[BEGIN]

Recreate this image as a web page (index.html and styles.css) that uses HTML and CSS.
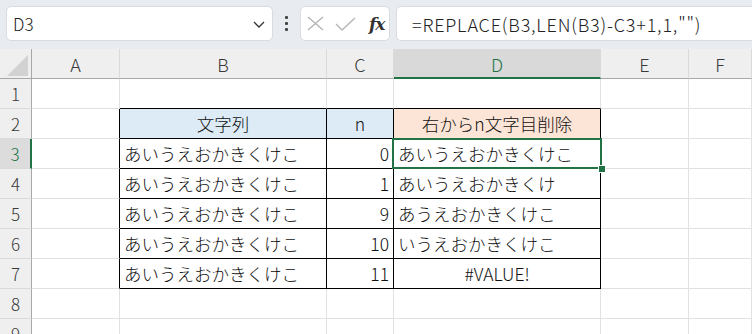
FILE: index.html
```html
<!DOCTYPE html>
<html lang="ja">
<head>
<meta charset="utf-8">
<link rel="stylesheet" href="styles.css">
</head>
<body>
<div class="app">
  <div class="toolbar">
    <div class="namebox">
      <span class="name">D3</span>
      <svg class="chev" width="12" height="7" viewBox="0 0 12 7"><path d="M1 1 L6 6 L11 1" fill="none" stroke="#333" stroke-width="1.3"/></svg>
    </div>
    <div class="dots"><span></span><span></span><span></span></div>
    <div class="fxbox">
      <svg width="17" height="15" viewBox="0 0 17 15"><path d="M1 1 L16 14 M16 1 L1 14" stroke="#b3b3b3" stroke-width="1.3" fill="none"/></svg>
      <svg width="21" height="14" viewBox="0 0 21 14"><path d="M1 7 L7 13 L20 1" stroke="#b3b3b3" stroke-width="1.3" fill="none"/></svg>
      <span class="fx">fx</span>
    </div>
    <div class="formula">=REPLACE(B3,LEN(B3)-C3+1,1,"")</div>
  </div>
  <div class="sheet">
    <div class="corner"><span class="tri"></span></div>
    <div class="ch">A</div><div class="ch">B</div><div class="ch">C</div><div class="ch sel">D</div><div class="ch">E</div><div class="ch">F</div>

    <div class="rh">1</div><div class="c"></div><div class="c bb"></div><div class="c bb"></div><div class="c bb"></div><div class="c"></div><div class="c"></div>

    <div class="rh">2</div><div class="c br"></div><div class="c br bb blue ctr">文字列</div><div class="c br bb blue ctr">n</div><div class="c br bb orange ctr">右からn文字目削除</div><div class="c"></div><div class="c"></div>

    <div class="rh sel">3</div><div class="c br"></div><div class="c br bb">あいうえおかきくけこ</div><div class="c br bb num">0</div><div class="c br bb active">あいうえおかきくけこ<span class="handle"></span></div><div class="c"></div><div class="c"></div>

    <div class="rh">4</div><div class="c br"></div><div class="c br bb">あいうえおかきくけこ</div><div class="c br bb num">1</div><div class="c br bb">あいうえおかきくけ</div><div class="c"></div><div class="c"></div>

    <div class="rh">5</div><div class="c br"></div><div class="c br bb">あいうえおかきくけこ</div><div class="c br bb num">9</div><div class="c br bb">あうえおかきくけこ</div><div class="c"></div><div class="c"></div>

    <div class="rh">6</div><div class="c br"></div><div class="c br bb">あいうえおかきくけこ</div><div class="c br bb num">10</div><div class="c br bb">いうえおかきくけこ</div><div class="c"></div><div class="c"></div>

    <div class="rh">7</div><div class="c br"></div><div class="c br bb">あいうえおかきくけこ</div><div class="c br bb num">11</div><div class="c br bb ctr">#VALUE!</div><div class="c"></div><div class="c"></div>

    <div class="rh">8</div><div class="c"></div><div class="c"></div><div class="c"></div><div class="c"></div><div class="c"></div><div class="c"></div>

    <div class="rh">9</div><div class="c"></div><div class="c"></div><div class="c"></div><div class="c"></div><div class="c"></div><div class="c"></div>
  </div>
</div>
</body>
</html>
```

FILE: styles.css
```css
* { box-sizing: border-box; }
html, body { margin: 0; padding: 0; }
body {
  width: 752px;
  height: 334px;
  overflow: hidden;
  background: #ffffff;
  font-family: "Noto Sans CJK JP", "Noto Sans", sans-serif;
  font-weight: 300;
  color: #111;
}
.app { width: 752px; height: 334px; overflow: hidden; }

.toolbar {
  height: 49px;
  background: #e8ebf0;
  display: flex;
  align-items: flex-start;
  padding: 6px 0 0 6px;
}
.namebox {
  width: 267px;
  height: 35px;
  background: #fff;
  border: 1px solid #d9dbe0;
  border-radius: 5px;
  display: flex;
  align-items: center;
  justify-content: space-between;
  padding: 0 7px 0 6px;
}
.name { font-size: 17px; color: #222; line-height: 1; }
.chev { display: block; margin-top: 1px; }
.dots {
  width: 27px;
  height: 35px;
  display: flex;
  flex-direction: column;
  align-items: center;
  justify-content: center;
  gap: 3px;
}
.dots span { width: 3px; height: 3px; background: #444; border-radius: 1px; }
.fxbox {
  width: 90px;
  height: 35px;
  background: #fff;
  border: 1px solid #d9dbe0;
  border-radius: 5px;
  display: flex;
  align-items: center;
  padding: 0 0 0 6px;
  gap: 11px;
}
.fxbox svg { display: block; }
.fx {
  font-family: "DejaVu Serif", "Liberation Serif", serif;
  font-style: italic;
  font-weight: bold;
  font-size: 17px;
  color: #333;
  margin-left: 2px;
  letter-spacing: -1px;
}
.formula {
  flex: 1;
  height: 35px;
  margin-left: 6px;
  background: #fff;
  border: 1px solid #d9dbe0;
  border-right: none;
  border-radius: 5px 0 0 5px;
  display: flex;
  align-items: center;
  padding-left: 15px;
  font-size: 18px;
  letter-spacing: 0.8px;
  color: #222;
}

.sheet {
  display: grid;
  grid-template-columns: 32px 88px 207px 67px 207px 88px 1fr;
  grid-template-rows: 30px repeat(9, 30px);
  font-size: 17.5px;
}
.corner {
  background: #efefef;
  border-right: 1px solid #a8a8a8;
  border-bottom: 1px solid #a8a8a8;
  position: relative;
}
.tri {
  position: absolute;
  left: 7px;
  top: 6px;
  width: 0;
  height: 0;
  border-style: solid;
  border-width: 0 0 21px 21px;
  border-color: transparent transparent #d2d2d2 transparent;
}
.ch {
  background: #efefef;
  border-right: 1px solid #dadada;
  border-bottom: 1px solid #a8a8a8;
  display: flex;
  align-items: center;
  justify-content: center;
  font-size: 18px;
  color: #3a3a3a;
  padding-top: 1px;
}
.ch.sel {
  background: #d9d9d9;
  border-bottom: 2px solid #217346;
  color: #217346;
}
.rh {
  background: #efefef;
  border-right: 1px solid #a8a8a8;
  border-bottom: 1px solid #dadada;
  display: flex;
  align-items: center;
  justify-content: center;
  font-size: 17px;
  color: #3a3a3a;
}
.rh.sel {
  background: #dcdcdc;
  border-right: 2px solid #217346;
  color: #217346;
}
.c {
  border-right: 1px solid #e1e1e1;
  border-bottom: 1px solid #e1e1e1;
  display: flex;
  align-items: center;
  padding: 0 4px;
  white-space: nowrap;
  color: #111;
}
.c.br { border-right-color: #000; }
.c.bb { border-bottom-color: #000; }
.c.ctr { justify-content: center; }
.c.num { justify-content: flex-end; }
.blue { background: #ddebf7; }
.orange { background: #fce4d6; }
.active { position: relative; }
.active::before {
  content: "";
  position: absolute;
  left: -2px;
  top: -1px;
  right: -2px;
  bottom: -1px;
  border: 2px solid #217346;
}
.handle {
  position: absolute;
  right: -5px;
  bottom: -4px;
  width: 6px;
  height: 6px;
  background: #217346;
  border: 1px solid #fff;
  box-sizing: content-box;
  margin: -1px;
}
```
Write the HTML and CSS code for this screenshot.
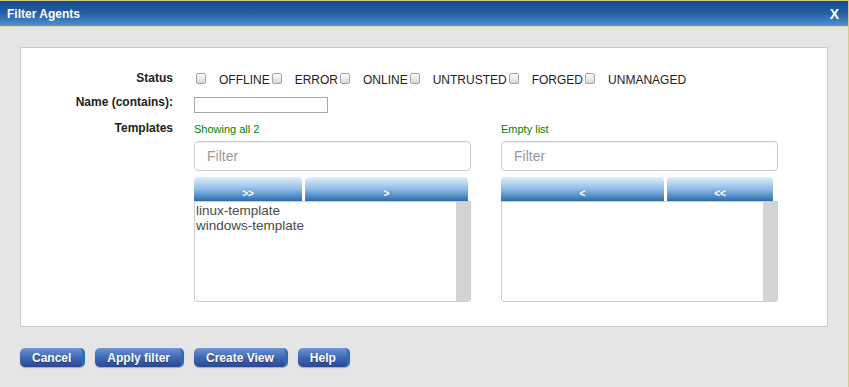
FILE: index.html
```html
<!DOCTYPE html>
<html>
<head>
  <link rel="stylesheet" href="styles.css">
  <title>Filter Agents</title>
</head>
<body>
  <div class="dialog">
    <div class="titlebar">
      <span class="title">Filter Agents</span>
      <span class="close">X</span>
    </div>
    <div class="dialog-body">
      <div class="panel">
        <div class="row row-status">
          <div class="row-label">Status</div>
          <div class="status-list">
            <input type="checkbox" id="st-offline"><label for="st-offline">OFFLINE</label>
            <input type="checkbox" id="st-error"><label for="st-error">ERROR</label>
            <input type="checkbox" id="st-online"><label for="st-online">ONLINE</label>
            <input type="checkbox" id="st-untrusted"><label for="st-untrusted">UNTRUSTED</label>
            <input type="checkbox" id="st-forged"><label for="st-forged">FORGED</label>
            <input type="checkbox" id="st-unmanaged"><label for="st-unmanaged">UNMANAGED</label>
          </div>
        </div>

        <div class="row row-name">
          <label class="row-label" for="name">Name (contains):</label>
          <div><input type="text" id="name" class="name-input"></div>
        </div>

        <div class="row row-templates">
          <div class="row-label">Templates</div>
          <div class="dual">
            <div class="box">
              <div class="info">Showing all 2</div>
              <input type="text" class="filter" placeholder="Filter">
              <div class="moves">
                <button class="move move-wide-l">&gt;&gt;</button>
                <button class="move move-main">&gt;</button>
              </div>
              <div class="list">
                <div class="items">
                  <div>linux-template</div>
                  <div>windows-template</div>
                </div>
                <div class="scroll"></div>
              </div>
            </div>
            <div class="box">
              <div class="info">Empty list</div>
              <input type="text" class="filter" placeholder="Filter">
              <div class="moves">
                <button class="move move-main">&lt;</button>
                <button class="move move-wide-r">&lt;&lt;</button>
              </div>
              <div class="list">
                <div class="items"></div>
                <div class="scroll"></div>
              </div>
            </div>
          </div>
        </div>
      </div>

      <div class="actions">
        <button class="btn">Cancel</button>
        <button class="btn">Apply filter</button>
        <button class="btn">Create View</button>
        <button class="btn">Help</button>
      </div>
    </div>
  </div>
</body>
</html>
```

FILE: styles.css
```css
body {
  margin: 0;
  font-family: "Liberation Sans", Arial, sans-serif;
  font-size: 12px;
  background-color: #e5e5e5;
  color: #222;
}
.dialog {
  width: 849px;
  height: 387px;
  box-sizing: border-box;
  border-right: 1px solid #d4ca8c;
  overflow: hidden;
}
.titlebar {
  height: 25px;
  border-top: 1px solid #d4ca8c;
  border-bottom: 1px solid #d8d4b4;
  background: linear-gradient(#144a8e, #2560a4 50%, #4f93d2);
  color: #fff;
  display: flex;
  align-items: center;
  justify-content: space-between;
  padding: 0 9px 0 7px;
}
.title {
  font-weight: bold;
  font-size: 12px;
}
.close {
  font-weight: bold;
  font-size: 14px;
}
.dialog-body {
  padding: 20px 20px 0 20px;
}
.panel {
  background-color: #fff;
  border: 1px solid #c9c9c9;
  padding: 23px 0 24px 0;
}
.row {
  display: grid;
  grid-template-columns: 152px 1fr;
  column-gap: 21px;
}
.row-label {
  text-align: right;
  font-weight: bold;
  line-height: 14px;
  color: #222;
}
.status-list {
  display: flex;
  align-items: center;
  height: 14px;
  color: #222;
}
.status-list input {
  appearance: none;
  -webkit-appearance: none;
  width: 10px;
  height: 11px;
  margin: 0 0 0 2px;
  border: 1px solid #a4a4a4;
  border-radius: 2px;
  background: linear-gradient(#fdfdfd, #d8d8d8);
  box-sizing: border-box;
}
.status-list label {
  margin-left: 13px;
  line-height: 14px;
  padding-top: 4px;
}
.row-name {
  margin-top: 10px;
}
.name-input {
  width: 134px;
  height: 16px;
  box-sizing: border-box;
  margin: 2px 0 0 0;
  border: 1px solid #a8a8a8;
  padding: 0;
}
.row-templates {
  margin-top: 8px;
}
.dual {
  display: flex;
  gap: 30px;
}
.box {
  width: 277px;
}
.info {
  color: #008000;
  font-size: 11px;
  line-height: 14px;
  padding-top: 1px;
}
.filter {
  display: block;
  width: 100%;
  height: 30px;
  box-sizing: border-box;
  margin-top: 5px;
  border: 1px solid #ccc;
  border-radius: 4px;
  padding: 0 12px;
  font-family: "Liberation Sans", Arial, sans-serif;
  font-size: 14px;
  box-shadow: inset 0 1px 1px rgba(0, 0, 0, 0.06);
}
.filter::placeholder {
  color: #999;
}
.moves {
  display: flex;
  gap: 3px;
  margin-top: 6px;
}
.move {
  height: 24px;
  border: none;
  border-radius: 4px 4px 0 0;
  background: linear-gradient(#def0fc, #8fbde6 50%, #2b6cae);
  color: #fff;
  font-family: "Liberation Sans", Arial, sans-serif;
  font-size: 10px;
  font-weight: bold;
  padding: 9px 0 0 0;
}
.move-wide-l {
  width: 108px;
}
.move-wide-r {
  width: 106px;
}
.move-main {
  width: 163px;
}
.list {
  display: flex;
  height: 101px;
  box-sizing: border-box;
  border: 1px solid #cccccc;
  border-radius: 0 0 3px 3px;
}
.items {
  flex: 1;
  padding: 1px 0 0 1px;
  font-size: 13.5px;
  line-height: 15px;
  color: #4a4a4a;
}
.scroll {
  width: 14px;
  background-color: #d4d4d4;
}
.actions {
  display: flex;
  gap: 10px;
  margin-top: 21px;
}
.btn {
  height: 19px;
  padding: 0 11px 0 12px;
  border: none;
  border-right: 3px solid #2a70b4;
  border-radius: 5px;
  background: linear-gradient(#6e95d3, #4168b4 50%, #2a4896);
  color: #fff;
  font-family: "Liberation Sans", Arial, sans-serif;
  font-size: 12px;
  font-weight: bold;
  text-shadow: 0 1px 1px rgba(0, 0, 0, 0.4);
  box-shadow: 0 1px 1px rgba(0, 0, 0, 0.25);
}
```
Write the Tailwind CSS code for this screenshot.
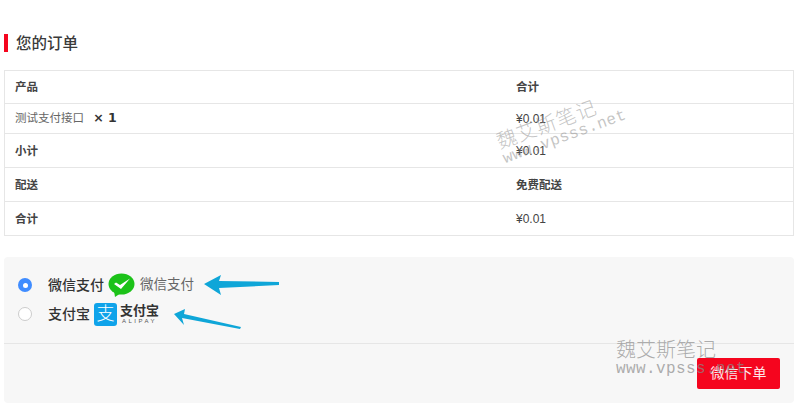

[END]

__Instructions to follow__
Read the data above. Pull out each line in which the string "Write" appears.

__Solved problem__
Write the HTML and CSS code for this screenshot.
Write the Tailwind CSS code for this screenshot.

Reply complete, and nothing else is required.